Best High-Yield Savings Accounts Liechtenstein 2026 — LLB, VPB, LGT, Frick

Liechtenstein savers face a peculiar mix of conditions: they earn in Swiss francs, are protected by an EEA-aligned deposit-guarantee scheme of CHF 100,000, can access Swiss and Austrian banks frictionlessly, and pay no withholding tax on Liechtenstein-source interest — but their wealth (including savings balances) is hit annually by Vermögenssteuer, the imputed-return wealth tax. CHF rates remain modest in 2026 (the SNB policy rate sits in a 0.50–1.00% corridor), so practical yields top out around 1.0% on the best-tiered savings products. This guide covers the realistic options for LI residents — what they pay, what protections apply, and how the wealth tax affects net return.

Quick Answer (TL;DR): For a Liechtenstein-resident saver, VPB Sparkonto and LLB Sparkonto Plus are the default CHF savings accounts — both FMA-supervised, both inside the CHF 100k deposit guarantee, both offering tiered rates around 0.50–0.90% on balances up to CHF 100,000. Bank Frick fixed-term deposits can pay slightly more (~1.0–1.25% on 12-month CHF) but with higher minimums and less flexibility. For genuinely higher yields, look at EUR-denominated SEPA savings at Trade Republic or Raisin (3.0%+ on EUR), accepting the FX risk. Foreign-currency cash inside an LI bank still counts toward the CHF 100k deposit-guarantee limit per depositor, per bank.


Snapshot Table — Liechtenstein Savings Options 2026

Product Currency Rate (indicative) Cap Liquidity Deposit guarantee
LLB Sparkonto CHF 0.40–0.90% tiered CHF 100k tier Notice up to 6 mo EAS CHF 100k
LLB Anlagesparen CHF 0.60–1.00% CHF 100k 12-mo notice EAS CHF 100k
VPB Sparkonto CHF 0.40–0.85% tiered CHF 100k tier Notice up to 6 mo EAS CHF 100k
Bank Frick fixed term 12m CHF ~1.00–1.25% none Locked 12 mo EAS CHF 100k
LGT cash account CHF 0.20–0.60% private-bank tier On demand EAS CHF 100k
Trade Republic (EU acc.) EUR ~3.0% (var.) EUR 50k On demand DGS EUR 100k (DE)
Raisin EU partners EUR up to 3.5% varies Fixed term DGS EUR 100k (home)
Wise Cash holding multi mid-rate variable n/a On demand Safeguarded only

Indicative rates as of 2026-05; banks revise weekly — confirm before opening.


Methodology

We surveyed published savings rates from the four FMA-licensed Liechtenstein universal banks (LLB, VPB, Bank Frick, LGT), Swiss neobanks accessible to LI residents (Yuh, Neon savings tiers), and EEA platforms (Trade Republic, Raisin) accepting LI-resident applicants.
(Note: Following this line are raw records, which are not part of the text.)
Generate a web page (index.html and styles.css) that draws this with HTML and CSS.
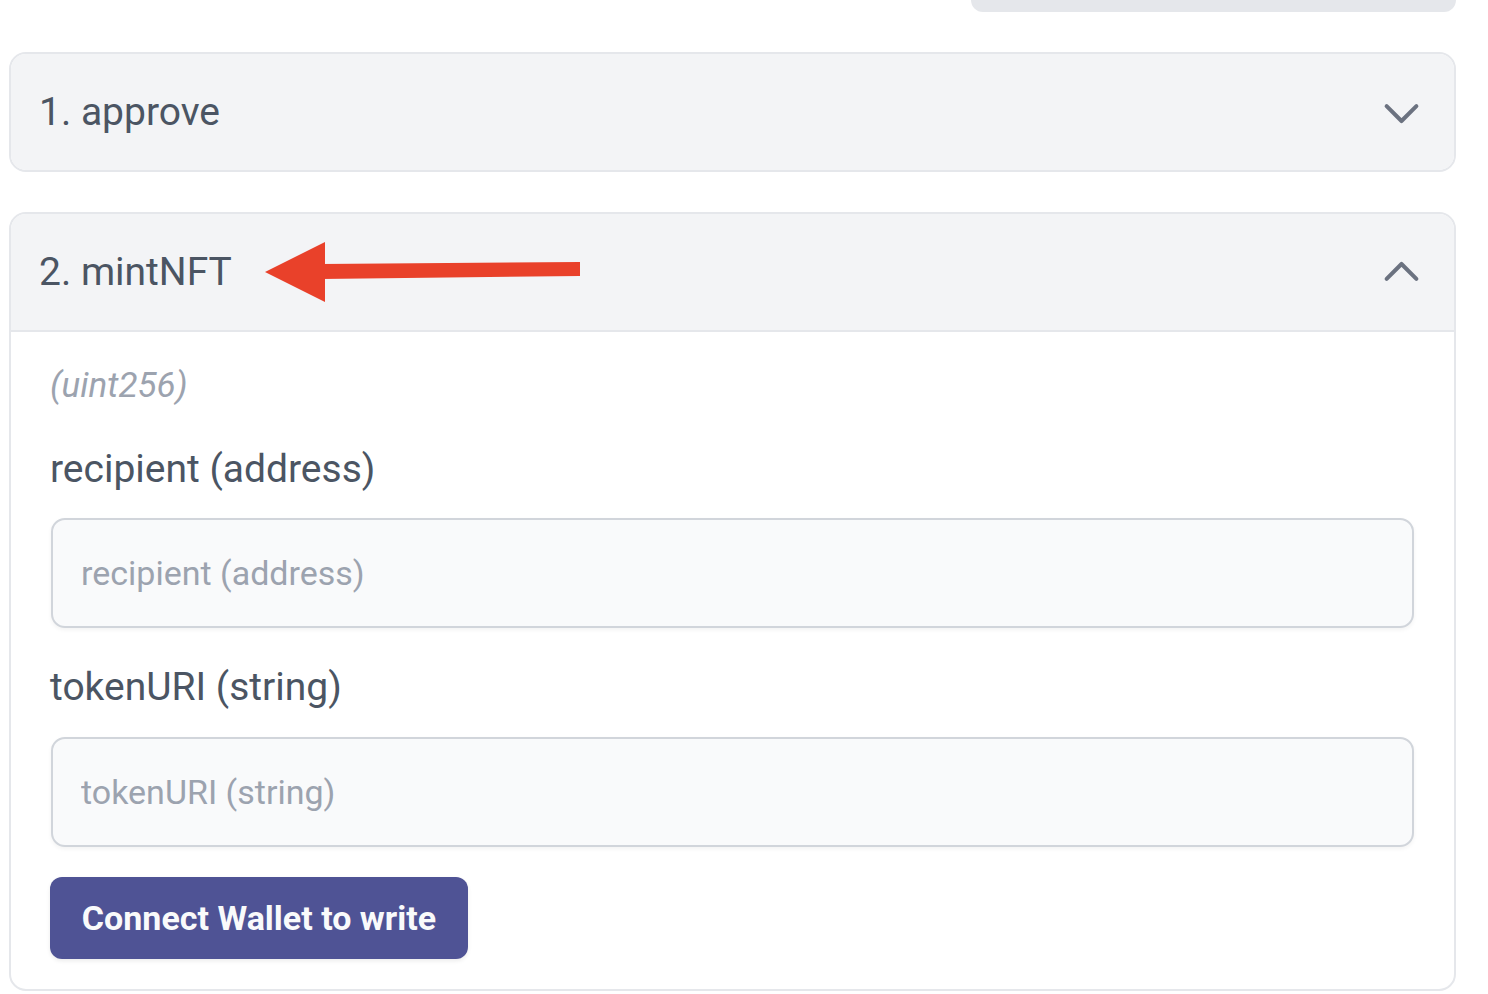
FILE: index.html
```html
<!DOCTYPE html>
<html>
<head>
<meta charset="utf-8">
<link rel="stylesheet" href="styles.css">
</head>
<body>
<div class="page">
  <div class="topbar"></div>

  <section class="card">
    <div class="card-head">
      <span class="title">1. approve</span>
      <svg class="chev" viewBox="0 0 24 24" fill="none"><path d="M19 9l-7 7-7-7"/></svg>
    </div>
  </section>

  <section class="card open">
    <div class="card-head">
      <span class="title">2. mintNFT</span>
      <svg class="arrow" viewBox="0 0 320 70"><polygon points="4,34 64,4 64,64"/><polygon points="60,26 319,24 319,38 60,41"/></svg>
      <svg class="chev" viewBox="0 0 24 24" fill="none"><path d="M5 15l7-7 7 7"/></svg>
    </div>
    <div class="card-body">
      <div class="ret">(uint256)</div>
      <label class="field-label">recipient (address)</label>
      <input class="field" type="text" placeholder="recipient (address)">
      <label class="field-label second">tokenURI (string)</label>
      <input class="field second-input" type="text" placeholder="tokenURI (string)">
      <button class="btn" type="button">Connect Wallet to write</button>
    </div>
  </section>
</div>
</body>
</html>
```

FILE: styles.css
```css
* { box-sizing: border-box; }
html, body { margin: 0; padding: 0; background: #ffffff; }
body { font-family: Roboto, "Liberation Sans", Arial, sans-serif; }

.page {
  width: 1456px;
  padding-left: 9px;
  display: flex;
  flex-direction: column;
}

.topbar {
  align-self: flex-end;
  width: 485px;
  height: 12px;
  background: #e5e7eb;
  border-radius: 0 0 17px 17px;
}

.card {
  margin-top: 40px;
  border: 2px solid #e5e7eb;
  border-radius: 17px;
  overflow: hidden;
  background: #ffffff;
}

.card-head {
  position: relative;
  height: 116px;
  padding: 0 27px 0 28px;
  background: #f3f4f6;
  display: flex;
  align-items: center;
  justify-content: space-between;
}

.card.open .card-head {
  height: 118px;
  border-bottom: 2px solid #e5e7eb;
}

.title {
  font-size: 39px;
  line-height: 1;
  color: #4b5563;
}

.chev {
  width: 51px;
  height: 51px;
  stroke: #6b7280;
  stroke-width: 1.9;
  stroke-linecap: round;
  stroke-linejoin: round;
}

.arrow {
  position: absolute;
  left: 250px;
  top: 24px;
  width: 320px;
  height: 70px;
  fill: #e9412a;
}

.card-body {
  padding: 28px 40px 30px 39px;
  display: flex;
  flex-direction: column;
}

.ret {
  font-size: 35px;
  line-height: 51px;
  font-style: italic;
  color: #9ca3af;
}

.field-label {
  margin-top: 30px;
  font-size: 39px;
  line-height: 57px;
  color: #4b5563;
}

.field-label.second { margin-top: 31px; }

.field {
  margin-top: 20px;
  margin-left: 1px;
  height: 110px;
  width: calc(100% - 1px);
  border: 2px solid #d1d5db;
  border-radius: 14px;
  background: #f9fafb;
  padding: 0 28px;
  font-family: Roboto, "Liberation Sans", Arial, sans-serif;
  font-size: 34px;
  color: #374151;
  box-shadow: 0 2px 4px rgba(0, 0, 0, 0.05);
  outline: none;
}

.field.second-input { margin-top: 21px; }

.field::placeholder { color: #9ca3af; }

.btn {
  align-self: flex-start;
  margin-top: 30px;
  height: 82px;
  width: 418px;
  border: none;
  border-radius: 12px;
  background: #4f5395;
  color: #f9fafb;
  font-family: Roboto, "Liberation Sans", Arial, sans-serif;
  font-weight: 700;
  font-size: 34px;
  box-shadow: 0 2px 4px rgba(0, 0, 0, 0.08);
}
```
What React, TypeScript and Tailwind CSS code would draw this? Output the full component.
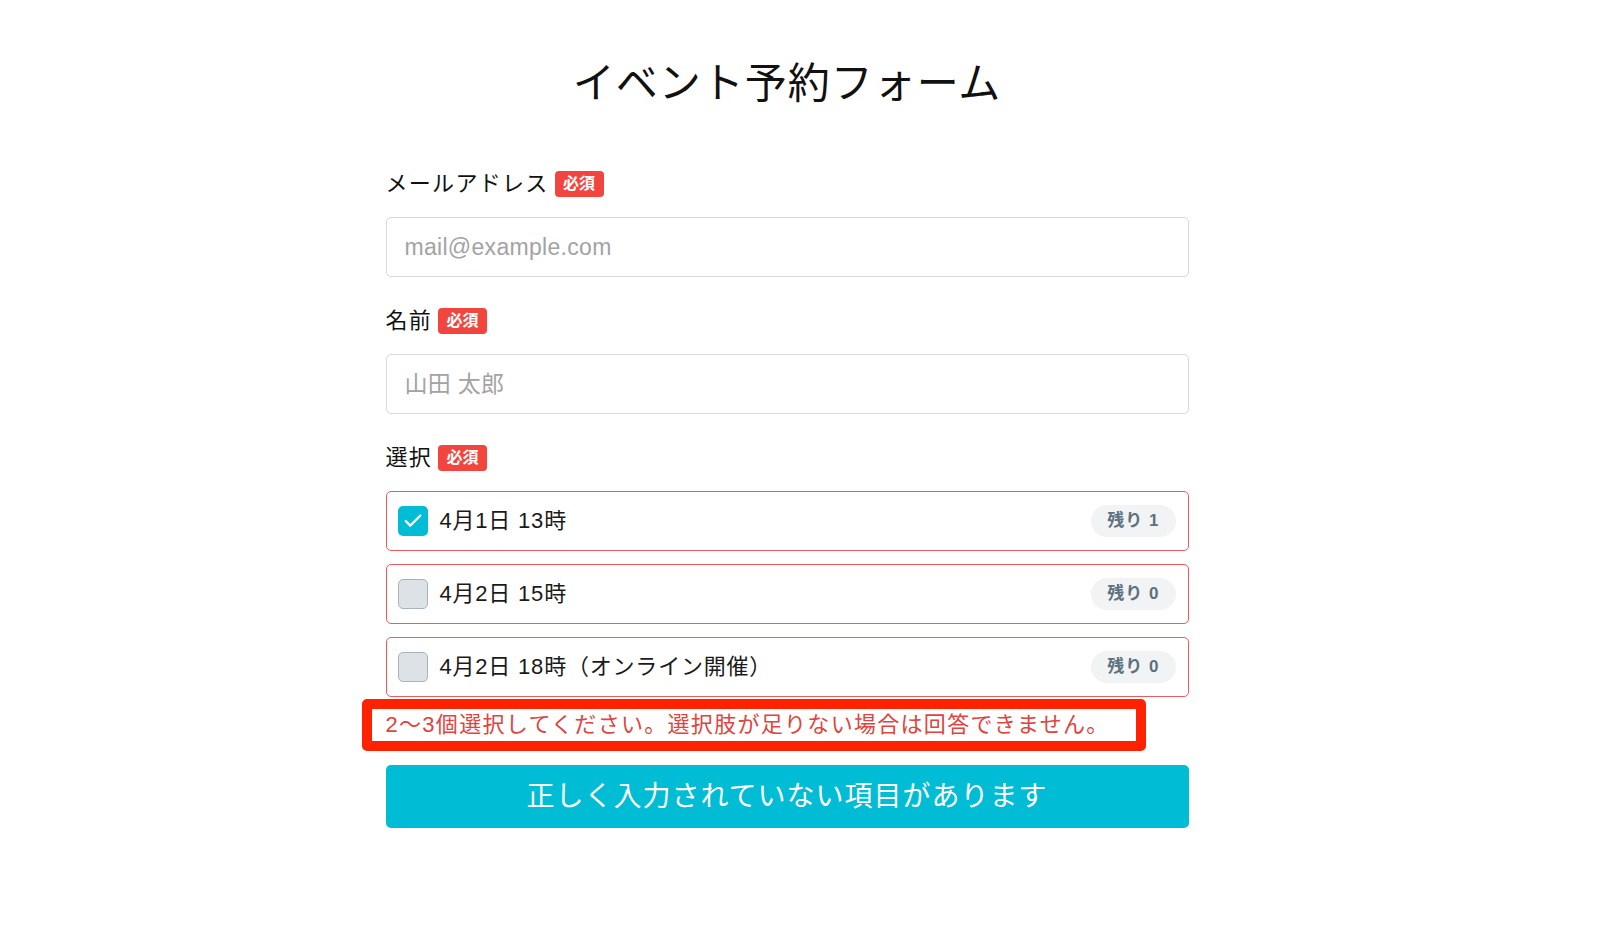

Selection criteria: (1) regulatory wrapper and deposit-guarantee membership, (2) headline rate vs deposit limit and tier mechanics, (3) liquidity (notice period, withdrawal limits), (4) tax treatment under Liechtenstein's wealth-tax regime. Pricing reflects published tariffs as of 2026-05.


Why CHF Savings Rates Stay Low — and What That Means

SNB policy backdrop. The Swiss National Bank exited its long negative-rate experiment in 2022 and raised the policy rate to a peak of 1.75% by 2023, then trimmed it back to a 0.50–1.00% corridor by 2026 as Swiss CPI normalised below 2%. Because Liechtenstein uses CHF under the currency union, LI bank rates track Swiss rates almost mechanically. The result: CHF savings rates of 0.40–1.00% on the best tiered products in 2026, well below EUR equivalents (~2.5–3.5%) and USD (~4.0%).

Why no Liechtenstein-only premium. With four banks competing for ~40,000 residents, plus easy cross-border access to Swiss banks, none of the LI banks runs a yield-led acquisition strategy. The market clears at Swiss-comparable rates. The LI savings premium is regulatory clarity and quality of relationship, not headline yield.

FX vs yield. A Liechtenstein saver chasing EUR yields at Trade Republic (3.0%) or Raisin (up to 3.5%) earns 200–250 bps more in EUR but takes CHF/EUR risk. Over the past decade EUR has lost roughly 25% against CHF in trend terms, easily eating multi-year yield premia. For long-horizon CHF spenders, staying in CHF is usually the right answer.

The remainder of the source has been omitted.